Trade plan - actionable and disciplined
| Action | Price | Rationale |
|---|---|---|
| Entry (scale-in) | $34 - $42 | Buy the dip in tranches to average in; $38 is current reference price; scale lower if weak retest to $34. |
| Stop | $28 | Close position on a decisive breakdown below $28, which signals either a materially worse regulatory outcome or a rapid deterioration in commercial cash flow. |
| Target 1 (near-term) | $55 | Recoup some of the pre-CRL valuation; achievable if management outlines credible remediation or a resubmission timeline. |
| Target 2 (stretch) | $75 | Return to the pre-crisis trading range if relacorilant's regulatory path clears or if alternative growth drivers accelerate. |
Position sizing: this is a high-volatility trade. Keep an initial size small (1-3% of total portfolio), add in tranches only on clarity from management, and never exceed a risk budget consistent with a maximum loss to the portfolio you can tolerate (use the $28 stop to size position so that stop-loss equals your predetermined dollar risk).
Risks and counterarguments
- Regulatory risk: The CRL could indicate deficiencies that are costly or time-consuming to remediate.
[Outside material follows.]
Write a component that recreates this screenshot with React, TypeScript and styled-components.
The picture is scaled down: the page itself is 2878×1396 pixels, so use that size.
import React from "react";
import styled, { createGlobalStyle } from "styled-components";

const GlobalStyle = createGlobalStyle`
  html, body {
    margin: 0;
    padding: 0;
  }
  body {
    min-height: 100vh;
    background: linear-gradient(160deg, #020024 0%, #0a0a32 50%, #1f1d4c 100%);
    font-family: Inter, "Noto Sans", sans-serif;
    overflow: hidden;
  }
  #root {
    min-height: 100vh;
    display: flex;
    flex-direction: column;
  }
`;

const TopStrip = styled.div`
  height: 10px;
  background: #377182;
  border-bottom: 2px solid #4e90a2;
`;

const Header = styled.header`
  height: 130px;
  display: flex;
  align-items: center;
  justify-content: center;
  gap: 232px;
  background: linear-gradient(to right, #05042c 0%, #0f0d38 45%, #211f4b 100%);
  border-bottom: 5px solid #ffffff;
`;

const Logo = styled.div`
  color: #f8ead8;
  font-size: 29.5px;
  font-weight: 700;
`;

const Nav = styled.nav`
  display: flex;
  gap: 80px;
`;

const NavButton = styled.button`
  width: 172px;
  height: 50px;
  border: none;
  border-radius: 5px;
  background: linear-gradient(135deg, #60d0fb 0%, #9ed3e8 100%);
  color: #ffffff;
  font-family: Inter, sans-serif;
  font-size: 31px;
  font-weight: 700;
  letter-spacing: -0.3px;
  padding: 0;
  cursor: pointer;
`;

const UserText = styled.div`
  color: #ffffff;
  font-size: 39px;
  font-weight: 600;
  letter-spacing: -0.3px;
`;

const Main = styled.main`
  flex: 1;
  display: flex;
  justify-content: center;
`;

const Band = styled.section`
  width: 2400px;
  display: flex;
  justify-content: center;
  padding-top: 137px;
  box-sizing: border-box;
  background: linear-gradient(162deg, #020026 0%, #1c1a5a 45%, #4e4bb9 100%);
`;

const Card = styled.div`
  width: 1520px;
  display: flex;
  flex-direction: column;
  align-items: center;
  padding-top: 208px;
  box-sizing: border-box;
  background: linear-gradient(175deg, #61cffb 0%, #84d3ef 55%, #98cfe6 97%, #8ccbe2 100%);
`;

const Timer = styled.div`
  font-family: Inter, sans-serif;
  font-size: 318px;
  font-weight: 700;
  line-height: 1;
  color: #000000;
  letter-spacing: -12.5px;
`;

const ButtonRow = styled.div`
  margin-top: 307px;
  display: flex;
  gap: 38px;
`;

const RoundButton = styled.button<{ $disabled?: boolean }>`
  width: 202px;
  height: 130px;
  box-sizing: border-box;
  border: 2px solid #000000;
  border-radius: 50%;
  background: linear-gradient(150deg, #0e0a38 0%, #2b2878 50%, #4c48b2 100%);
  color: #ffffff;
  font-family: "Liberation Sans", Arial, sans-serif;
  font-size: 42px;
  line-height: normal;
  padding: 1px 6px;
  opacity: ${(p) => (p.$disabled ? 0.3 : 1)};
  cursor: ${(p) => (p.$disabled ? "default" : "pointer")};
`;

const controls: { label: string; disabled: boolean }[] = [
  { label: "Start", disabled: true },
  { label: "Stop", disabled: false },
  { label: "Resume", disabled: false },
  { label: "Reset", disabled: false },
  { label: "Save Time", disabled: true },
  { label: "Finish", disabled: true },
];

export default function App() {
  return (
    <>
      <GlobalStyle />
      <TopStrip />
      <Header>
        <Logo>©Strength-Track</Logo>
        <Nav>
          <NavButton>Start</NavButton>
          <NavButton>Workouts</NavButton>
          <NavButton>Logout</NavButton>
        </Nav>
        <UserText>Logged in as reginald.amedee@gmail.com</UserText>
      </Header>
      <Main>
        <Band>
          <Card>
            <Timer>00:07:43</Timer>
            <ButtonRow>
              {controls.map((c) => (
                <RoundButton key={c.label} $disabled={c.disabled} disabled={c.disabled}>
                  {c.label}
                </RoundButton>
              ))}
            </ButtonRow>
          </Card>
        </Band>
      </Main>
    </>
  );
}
If the FDA's concerns are related to efficacy or safety and require new trials, relacorilant's value could collapse and the stock could remain depressed for years.
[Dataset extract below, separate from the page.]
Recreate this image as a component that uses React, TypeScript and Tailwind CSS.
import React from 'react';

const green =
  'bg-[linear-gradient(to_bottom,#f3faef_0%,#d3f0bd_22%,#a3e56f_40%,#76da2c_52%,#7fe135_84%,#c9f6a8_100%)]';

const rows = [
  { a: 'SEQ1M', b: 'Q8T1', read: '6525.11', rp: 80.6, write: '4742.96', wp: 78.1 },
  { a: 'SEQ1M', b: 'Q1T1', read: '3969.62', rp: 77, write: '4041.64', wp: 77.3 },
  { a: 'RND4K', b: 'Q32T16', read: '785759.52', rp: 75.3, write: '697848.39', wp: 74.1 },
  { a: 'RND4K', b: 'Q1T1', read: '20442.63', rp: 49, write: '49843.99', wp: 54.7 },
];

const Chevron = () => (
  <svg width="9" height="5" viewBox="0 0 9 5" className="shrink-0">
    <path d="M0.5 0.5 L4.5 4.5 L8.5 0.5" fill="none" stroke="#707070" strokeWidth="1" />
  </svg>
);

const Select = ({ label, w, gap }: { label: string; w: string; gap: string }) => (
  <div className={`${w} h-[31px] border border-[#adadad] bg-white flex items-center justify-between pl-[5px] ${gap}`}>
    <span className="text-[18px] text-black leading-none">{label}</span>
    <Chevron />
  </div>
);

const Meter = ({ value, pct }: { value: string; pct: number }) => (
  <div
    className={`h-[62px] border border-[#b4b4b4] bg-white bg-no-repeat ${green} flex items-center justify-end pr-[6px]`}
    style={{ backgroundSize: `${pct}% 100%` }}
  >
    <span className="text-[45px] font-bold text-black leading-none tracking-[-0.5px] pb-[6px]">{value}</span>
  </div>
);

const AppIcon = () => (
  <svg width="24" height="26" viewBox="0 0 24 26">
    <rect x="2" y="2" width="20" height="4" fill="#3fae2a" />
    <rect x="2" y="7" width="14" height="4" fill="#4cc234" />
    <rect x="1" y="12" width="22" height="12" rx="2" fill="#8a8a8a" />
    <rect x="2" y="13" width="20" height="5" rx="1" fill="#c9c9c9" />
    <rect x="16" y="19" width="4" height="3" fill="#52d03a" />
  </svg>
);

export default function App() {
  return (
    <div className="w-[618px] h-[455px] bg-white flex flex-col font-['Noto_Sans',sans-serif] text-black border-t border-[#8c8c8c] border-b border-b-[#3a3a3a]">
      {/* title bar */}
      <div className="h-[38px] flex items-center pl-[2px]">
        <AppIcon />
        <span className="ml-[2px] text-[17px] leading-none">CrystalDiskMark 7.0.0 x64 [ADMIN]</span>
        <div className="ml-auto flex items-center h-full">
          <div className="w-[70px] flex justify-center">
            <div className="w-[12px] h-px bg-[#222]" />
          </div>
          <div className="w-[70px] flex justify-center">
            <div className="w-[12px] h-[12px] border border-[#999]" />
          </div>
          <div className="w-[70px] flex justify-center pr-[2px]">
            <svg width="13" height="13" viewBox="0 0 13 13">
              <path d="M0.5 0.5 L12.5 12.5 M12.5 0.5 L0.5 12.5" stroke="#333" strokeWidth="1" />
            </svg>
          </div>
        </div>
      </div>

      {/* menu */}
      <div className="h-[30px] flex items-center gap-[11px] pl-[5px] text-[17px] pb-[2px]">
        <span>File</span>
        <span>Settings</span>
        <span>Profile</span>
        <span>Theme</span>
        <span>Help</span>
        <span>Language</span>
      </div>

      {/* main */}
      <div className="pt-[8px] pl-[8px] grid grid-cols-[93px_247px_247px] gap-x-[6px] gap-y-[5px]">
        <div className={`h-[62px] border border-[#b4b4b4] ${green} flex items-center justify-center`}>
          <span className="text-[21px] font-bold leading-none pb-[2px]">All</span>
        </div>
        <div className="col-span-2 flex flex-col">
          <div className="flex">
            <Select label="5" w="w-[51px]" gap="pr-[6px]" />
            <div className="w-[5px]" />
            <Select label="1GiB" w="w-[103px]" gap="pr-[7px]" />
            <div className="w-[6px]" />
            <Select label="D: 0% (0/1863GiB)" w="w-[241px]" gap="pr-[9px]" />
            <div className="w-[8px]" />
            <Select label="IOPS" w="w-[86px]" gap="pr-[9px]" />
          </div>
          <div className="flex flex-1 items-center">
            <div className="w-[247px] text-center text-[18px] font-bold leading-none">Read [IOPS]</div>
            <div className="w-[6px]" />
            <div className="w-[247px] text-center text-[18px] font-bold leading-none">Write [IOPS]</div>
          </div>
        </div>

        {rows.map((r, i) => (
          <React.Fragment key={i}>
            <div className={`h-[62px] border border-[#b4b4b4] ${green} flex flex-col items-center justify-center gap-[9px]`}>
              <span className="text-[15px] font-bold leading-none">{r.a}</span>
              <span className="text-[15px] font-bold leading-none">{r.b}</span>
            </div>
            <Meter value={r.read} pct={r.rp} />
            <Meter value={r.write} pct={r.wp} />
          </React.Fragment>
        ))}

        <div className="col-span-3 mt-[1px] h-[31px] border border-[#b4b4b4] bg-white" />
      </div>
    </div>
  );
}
- Market may re-price duration: Even with cash on hand, if investors believe relacorilant's commercialization timeline is pushed out materially, multiples will compress and shares could trade well below current levels for an extended period.
- Clinical & competitive risk: Other players in hypercortisolism or adjacent indications could seize market share, or new data could erode relacorilant's competitive profile.
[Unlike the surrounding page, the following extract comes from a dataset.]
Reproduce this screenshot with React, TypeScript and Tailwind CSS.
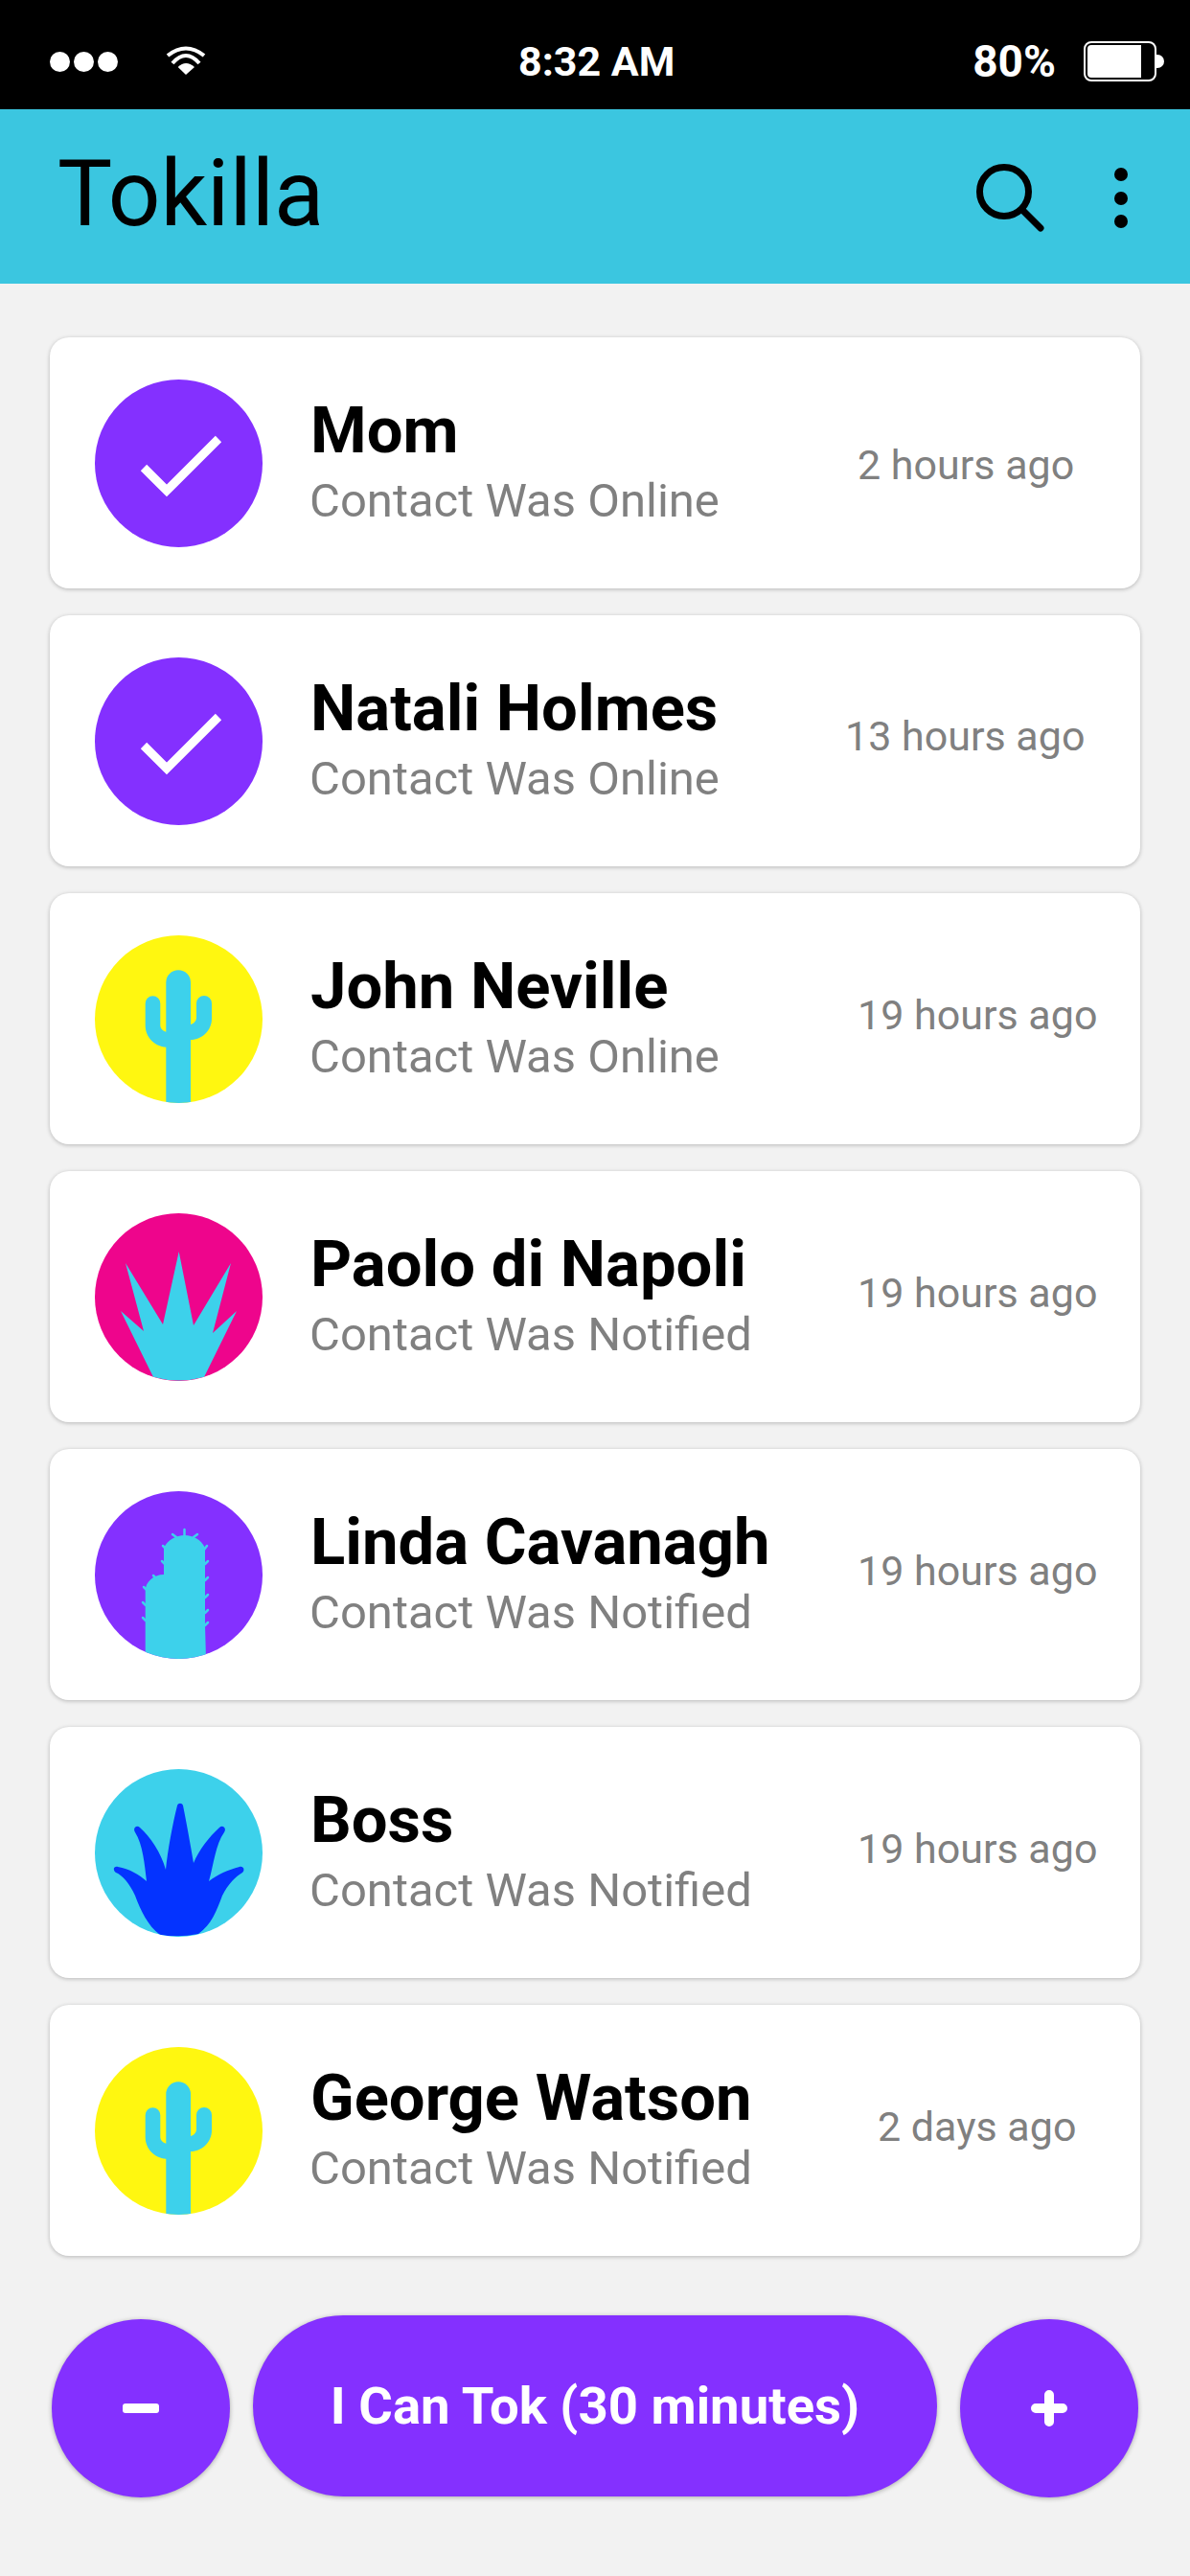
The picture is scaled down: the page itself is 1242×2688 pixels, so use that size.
const CYAN = "#3dd1eb";

const CheckIcon = () => (
  <svg viewBox="0 0 175 175" className="w-full h-full">
    <path d="M51 92 L75 116 L129 62" fill="none" stroke="#fff" strokeWidth="9" />
  </svg>
);

const CactusIcon = () => (
  <svg viewBox="0 0 175 175" className="w-full h-full">
    <path
      d="M74.300 175 V116.700 C62 116 52.700 106 52.700 94 V71 A7.800 7.800 0 0 1 68.300 71 V94 C68.300 97 71 100 74.300 100.700 V49 A12.850 12.850 0 0 1 100 49 V93 C103.500 92 106 89 106 85.700 V71 A8 8 0 0 1 122 71 V87 C122 99 112 109 100 109 V175 Z"
      fill={CYAN}
    />
  </svg>
);

const SpikyIcon = () => (
  <svg viewBox="0 0 175 175" className="w-full h-full">
    <path
      d="M61 171 L27 102 L51 123 L32 52 L71 116 L87.700 40 L103 117 L142 52 L123 125 L148 102 L114 171 Q87.500 178 61 171 Z"
      fill={CYAN}
    />
  </svg>
);

const AgaveIcon = () => (
  <svg viewBox="0 0 175 175" className="w-full h-full">
    <path
      d="M68 173 C55 163 48 148 42 132 C36 119 29 111 22 108 C18 105 20 101 24 102 C36 104 46 110 54 117 C52 100 50 78 42 66 C39 61 44 58 47 61 C58 71 69 87 74 105 C76 85 81 58 86 38 C87 35 91 35 92 38 C96 58 100 80 103 98 C109 84 119 71 130 61 C133 58 138 61 135 66 C126 78 124 100 119 117 C128 110 139 105 151 102 C155 101 157 105 154 108 C147 112 139 120 133 132 C127 148 122 162 108 172 Q88 176 68 173 Z"
      fill="#0433ff"
    />
  </svg>
);

const spines = [
  "M93.500 40 V47",
  "M81 45 L85 48",
  "M107 45 L103 48",
  "M71 57 L74 60",
  "M117 57 L114 61",
  "M70 73 L73 76",
  "M118 73 L115 76",
  "M118 90 L115 93",
  "M118 108 L115 111",
  "M118 124 L115 127",
  "M118 137 L115 140",
  "M61 88 L64 91",
  "M51 100 L54 103",
  "M50 116 L53 119",
  "M50 132 L53 135",
];

const ColumnCactusIcon = () => (
  <svg viewBox="0 0 175 175" className="w-full h-full">
    <path
      d="M52.700 175 V104 C52.700 95 61 87 72 87 V59 C76 51 85 46 93.500 46 C103 46 111 51 115 59 V140 L116 175 Z"
      fill={CYAN}
    />
    {spines.map((d) => (
      <path key={d} d={d} stroke={CYAN} strokeWidth="2.500" strokeLinecap="round" />
    ))}
  </svg>
);

const contacts = [
  { name: "Mom", status: "Contact Was Online", time: "2 hours ago", timeClass: "pl-[59px] pt-[5px]", bg: "bg-[#8430ff]", icon: <CheckIcon /> },
  { name: "Natali Holmes", status: "Contact Was Online", time: "13 hours ago", timeClass: "pl-[46px] pb-[9px]", bg: "bg-[#8430ff]", icon: <CheckIcon /> },
  { name: "John Neville", status: "Contact Was Online", time: "19 hours ago", timeClass: "pl-[59px] pb-[7px]", bg: "bg-[#fff710]", icon: <CactusIcon /> },
  { name: "Paolo di Napoli", status: "Contact Was Notified", time: "19 hours ago", timeClass: "pl-[59px] pb-[7px]", bg: "bg-[#ee058c]", icon: <SpikyIcon /> },
  { name: "Linda Cavanagh", status: "Contact Was Notified", time: "19 hours ago", timeClass: "pl-[59px] pb-[7px]", bg: "bg-[#8430ff]", icon: <ColumnCactusIcon /> },
  { name: "Boss", status: "Contact Was Notified", time: "19 hours ago", timeClass: "pl-[59px] pb-[7px]", bg: "bg-[#3dd1eb]", icon: <AgaveIcon /> },
  { name: "George Watson", status: "Contact Was Notified", time: "2 days ago", timeClass: "pl-[80px] pb-[7px]", bg: "bg-[#fff710]", icon: <CactusIcon /> },
];

const StatusBar = () => (
  <div className="h-[114px] bg-black flex items-center pt-[14px] pl-[52px] pr-[27px] text-white font-bold">
    <div className="flex items-center w-[489px]">
      <div className="flex gap-[4px]">
        <span className="w-[21px] h-[21px] rounded-full bg-white" />
        <span className="w-[21px] h-[21px] rounded-full bg-white" />
        <span className="w-[21px] h-[21px] rounded-full bg-white" />
      </div>
      <svg viewBox="0 0 44 32" className="w-[44px] h-[32px] ml-[49px] -mt-[3px]">
        <path d="M3 11 Q22 -4 41 11 M8 19 Q22 3 36 19" fill="none" stroke="#fff" strokeWidth="4" />
        <path d="M13.700 23 Q22 15 31 23 L22 31 Z" fill="#fff" />
      </svg>
    </div>
    <span className="text-[43px]">8:32 AM</span>
    <div className="flex items-center ml-auto gap-[29px]">
      <span className="text-[46px]">80%</span>
      <div className="flex items-center">
        <div className="w-[76px] h-[42px] border-2 border-white rounded-[8px] p-[2px]">
          <div className="w-[56px] h-full bg-white rounded-l-[4px]" />
        </div>
        <span className="w-[8px] h-[14px] bg-white rounded-r-full" />
      </div>
    </div>
  </div>
);

const Header = () => (
  <div className="h-[182px] bg-[#3bc6e0] flex items-center justify-between pl-[60px] pr-[65px]">
    <h1 className="text-[96px] leading-none font-normal text-black -mt-[6px]">Tokilla</h1>
    <div className="flex items-center gap-[73px] mt-[3px]">
      <svg viewBox="0 0 71 71" className="w-[71px] h-[71px]">
        <circle cx="29" cy="29" r="25.500" fill="none" stroke="#000" strokeWidth="7" />
        <path d="M48 48 L67 67" stroke="#000" strokeWidth="7" strokeLinecap="round" />
      </svg>
      <div className="flex flex-col gap-[10.500px]">
        <span className="w-[14px] h-[14px] rounded-full bg-black" />
        <span className="w-[14px] h-[14px] rounded-full bg-black" />
        <span className="w-[14px] h-[14px] rounded-full bg-black" />
      </div>
    </div>
  </div>
);

const ContactCard = ({ name, status, time, timeClass, bg, icon }: (typeof contacts)[number]) => (
  <div className="h-[262px] bg-white rounded-[20px] shadow-[0_1px_4px_rgba(0,0,0,0.25)] flex items-center pl-[47px]">
    <div className={`w-[175px] h-[175px] rounded-full overflow-hidden shrink-0 ${bg}`}>{icon}</div>
    <div className="ml-[50px] flex-1 min-w-0 mb-[6px]">
      <div className="text-[67px] leading-[74px] font-bold text-black whitespace-nowrap">{name}</div>
      <div className="text-[49px] leading-[50px] mt-[12px] -ml-[1px] text-[#808080] whitespace-nowrap">{status}</div>
    </div>
    <div className="w-[354px] shrink-0">
      <div className={`text-[43px] text-[#808080] whitespace-nowrap ${timeClass}`}>{time}</div>
    </div>
  </div>
);

export default function App() {
  return (
    <div className="w-[1242px] h-[2688px] bg-[#f2f2f2] font-['Roboto',sans-serif] flex flex-col">
      <StatusBar />
      <Header />
      <div className="px-[52px] pt-[56px] flex flex-col gap-[28px]">
        {contacts.map((c) => (
          <ContactCard key={c.name} {...c} />
        ))}
      </div>
      <div className="flex items-start gap-[24px] px-[54px] mt-[62px]">
        <button className="w-[186px] h-[186px] mt-[4px] rounded-full bg-[#8430ff] shadow-[0_1px_5px_rgba(0,0,0,0.3)] flex items-center justify-center shrink-0">
          <span className="w-[38px] h-[10px] bg-white rounded-[3px]" />
        </button>
        <button className="w-[714px] h-[189px] rounded-full bg-[#8430ff] shadow-[0_1px_5px_rgba(0,0,0,0.3)] text-white text-[54.500px] font-bold shrink-0">
          I Can Tok (30 minutes)
        </button>
        <button className="w-[186px] h-[186px] mt-[4px] rounded-full bg-[#8430ff] shadow-[0_1px_5px_rgba(0,0,0,0.3)] flex items-center justify-center shrink-0">
          <svg viewBox="0 0 38 38" className="w-[38px] h-[38px]">
            <path d="M19 5 V33 M5 19 H33" stroke="#fff" strokeWidth="10" strokeLinecap="round" />
          </svg>
        </button>
      </div>
    </div>
  );
}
- Execution & financing risk: Management may choose to reallocate R&D or even raise capital at unfavorable terms, diluting equity holders. While current assets exceed liabilities, continued high R&D spend (Q3 R&D was $68.8M) could reduce the cushion over time.
- Counterargument: The market may be right to slam the valuation because a CRL is often followed by protracted discussions, and the probability of approval within 6-12 months could be low. If you ascribe a low probability of ultimate approval, the sell-off may be rational and the upside limited until clear regulatory progress is demonstrated.
Conclusion and what would change my mind
My stance: Speculative long (position-horizon 6-12 months). The CRL is a material negative and justifies significant caution, but Corcept's most recent results show revenue momentum (Q3 FY2025 revenue $207.6M) and meaningful operating cash flow ($54.5M from operations in Q3), and the balance sheet has current assets of $541.1M against liabilities of $191.7M. That gives management time to address the FDA without immediate dilution pressure. For disciplined investors who size positions carefully and use the stop at $28, the post-CRL price offers an attractive risk/reward skew.
What would change my mind: a formal statement from Corcept indicating the CRL deficiencies require new, large-scale clinical trials or that the company will withdraw applications would move me to a neutral/negative stance. Conversely, a clearly staged remediation plan with specific, short timelines for a resubmission or positive external advisory feedback would move me to add to the position and increase conviction.
Bottom line: This is not a low-risk trade. It is, however, a classic post-regulatory shock opportunity where balance-sheet strength and ongoing commercial cash flow buy time. Enter small, protect capital with a hard stop, and treat the position as event-driven until the regulatory picture clears.
Disclosure: This note is a trade idea, not personalized investment advice. Manage your position size and risk limits according to your financial circumstances.